Hmm.  Another possible way to do it is to delete the bad data points and then do a 
"slow" FT, which would be a fit
of  the data, at the points given with no interpolation, to a sum of sines and 
cosines.  This would have the
nice feature of using the data as it is and ignoring the bad stuff.  Filtering 
would involve multiplying  the
sines and cosines by some window function (in R space) and evaluating them *at 
the given k-points*, not on a regular
grid.  This of course means that evaluating FEFF paths and the like is likely 
to be slow because you don't get to
use recursion relations to evaluate sin(2*R*k(i)+delta) as you would if k(i) 
are uniformly tabulated.  Now that computers are
a bazillion times faster than they were when EXAFS analysis traditions were 
established, maybe that's the way to go.  What do you think?
        mam

On 12/12/2012 2:16 PM, Bruce Ravel wrote:
On Wednesday, December 12, 2012 11:09:29 PM Dr. Dariusz A. Zając wrote:
coming back to the problem with Bragg peaks, does anyone knows if it is
possible to analyse EXAFS with more than 1 interest regions? like 2 or
more FT windows - before, between and after Bragg peaks, or is possible
to introduce one own FT window function in Athena?

Interesting question.  Some days I really love this mailing list.

A similar question came up recently on the mailing list, although I
think here you are asking whether regions can be chosen in k-space.
(The previous discussion was about regions in R space.)

I am commenting off the top of my head here, so I may be neglecting
something.  But I think what you are suggesting to have a windowing
function that goes up, then down, then up again, then down again.  I
think the problem with that is that it would introduce low frequency
components into the transformed data.  Granted, the transform of the
theory would have the same effect, but I worry about how that kind of
windowing function would be correlated with the parameters of the fit.

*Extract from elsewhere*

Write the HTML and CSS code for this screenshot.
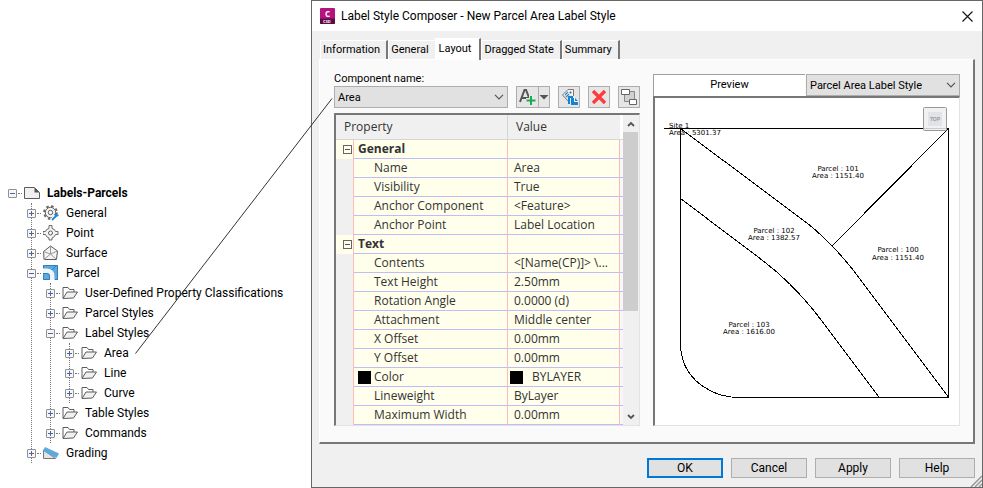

As Scott suggested in the earlier conversation, another option is to
do a multiple data set fit where the data is imported twice.  For one
instance of the data, the FT window is set over the first range.  For
the other instance, the window is set over the second range.  Again, I
worry about how the choice of windows may be correlated with the
parameters of the fit, given the limited information content used in
each part of the MDS fit.

I don't plan on exploring this myself.  But if someone wanted to do so
and attempt to convince me that it should be implemented in the
software, I am -- as always -- willing to listen.